What the Song appears to be is a cycle of erotic poems depicting the delights of human sexuality. Surely that can’t be its real meaning! Well, many Christians from at least as early as the third century have thought so. Such a glorying in things of the “flesh” would be an embarrassment in the canon of Scripture. Many Christians, adapting a framework laid down by earlier Jewish commentators, have understood the Song as an allegorical work, where spiritual realities are described in physical terms.

Because it is in the Bible, they feel, it can’t be read on the surface, but must have something to do with the mystical union between Christ and the Church.

Such hesitancy, however, at seeing the beauty of breasts or thighs and the exhila­ration of sexual contact between a man and a woman depicted in the Bible owes noth­ing to genuine Christian piety. It is closer to pagan Greek notions of the inherent unworthiness of the body and all things physical.

The Bible begins by portraying a physi­cal world which God made and declared good. The only thing which was not good was the fact that man was without a sexual partner until God provided one exactly corresponding to him.

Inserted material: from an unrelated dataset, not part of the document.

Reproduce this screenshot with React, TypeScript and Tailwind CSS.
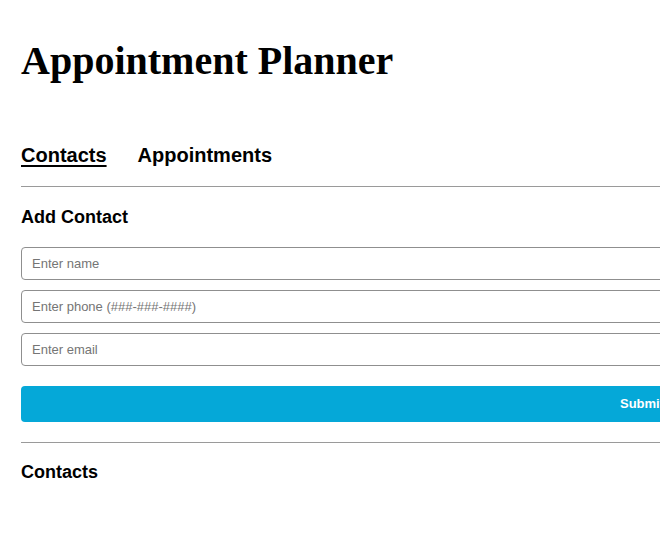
export default function App() {
  const inputClass =
    "w-full h-[33px] border border-[#8f8f8f] rounded-[4px] px-[10px] text-[13px] text-black placeholder:text-[#757575] outline-none font-['Liberation_Sans',Arial,sans-serif]";

  return (
    <div className="w-full overflow-hidden bg-white min-h-[560px]">
      <div className="w-[1284px] px-[21px] font-['Liberation_Sans',Arial,sans-serif] text-black">
        <h1 className="pt-[38px] text-[40px] leading-[46px] font-bold font-['Liberation_Serif','Times_New_Roman',serif]">
          Appointment Planner
        </h1>

        <nav className="mt-[59px] flex gap-[31px] text-[20px] leading-[24px] font-bold">
          <a className="underline underline-offset-[3px] decoration-2">Contacts</a>
          <a>Appointments</a>
        </nav>

        <hr className="mt-[19px] border-t border-[#9a9a9a]" />

        <section>
          <h2 className="mt-[20px] text-[18px] leading-[20px] font-bold">Add Contact</h2>
          <form className="mt-[20px] flex flex-col gap-[10px]">
            <input className={inputClass} placeholder="Enter name" />
            <input className={inputClass} placeholder="Enter phone (###-###-####)" />
            <input className={inputClass} placeholder="Enter email" />
            <button
              type="button"
              className="mt-[10px] h-[36px] w-full rounded-[4px] bg-[#05a8d8] text-white text-[13px] font-bold"
            >
              Submit
            </button>
          </form>
        </section>

        <hr className="mt-[20px] border-t border-[#9a9a9a]" />

        <section>
          <h2 className="mt-[19px] text-[18px] leading-[20px] font-bold">Contacts</h2>
        </section>
      </div>
    </div>
  );
}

The Song gives us richly sensual images of the mutual appreciation and enjoyment of a bride and groom in one another’s physical charms. For a description of a stunningly beautiful woman we could not go past 4:1-15, while the dashing figure of 5:10-16 must be every woman’s dream. The intense desire for and pleasure in the con­summation of the relationship is tenderly expressed at a number of points, such as 7:8-13.

Some readers see in the Song a lovers’ tri­angle of a king, a Shulammite girl and her shepherd lover. It is by no means clear, however, that such a dramatic reading can be sustained. I prefer to see the Song as a series of impressionistic cameos, not as an unfolding drama.

The Song abounds in rich imagery drawn from rural and garden settings reminding us of the Garden of Eden (Genesis 2). Here all of our senses are engaged at once. The most delightful fruits are there for the picking. The fragrances of every variety of aromatic plant imaginable greet our noses. There is music in the air. In this idyllic world, man and woman feel no shame as they lie together among the henna bushes. There is also a lavish use of the royal imagery of palaces, crowns and royal chariots; of gold, lapis lazuli and ivory; for in this setting of luxury we see man and woman with the royal dignity God designed us to enjoy.

Sex is a good gift. Like everything else in God’s world it has been corrupted now by our rebellion and the consequent skewing of the whole created order. We need to recapture something of God’s good design in married love. The Song affirms that despite the Fall (Genesis 3), God’s won­derful purpose in marriage is not lost. Through the Song, we catch a glimpse of the “redemption of sexuality” just as other parts of Scripture point us to the redemp­tion of other aspects of our lives.

The Song is not an allegory. However, in portraying the tender lovemaking of hus­band and wife in the context of the canon of Scripture, it may help us to grasp some­thing of the intimacy of the marriage imagery used elsewhere in the Bible. God in Christ relates to us as a groom does to his bride. This marriage metaphor is begun in the Old Testament (Jeremiah 2:20; 3:1; Ezekiel 16, 23, Hosea) and developed in the New (Ephesians 5:22-23; Revelation 19:7; 21:2, 9; 22:17).

Today our culture surrounds us with tired images of perverted sexuality and the supposed pleasures of someone else’s gar­den. The Song, in contrast, is an exuberant celebration of the delights God intends us to enjoy in our own garden. It may also then serve as a pointer to the love and joy to be found in the relationship which tran­scends all others, a relationship with the Lord Jesus Christ. This Supreme Song is surely the hottest book in the Bible!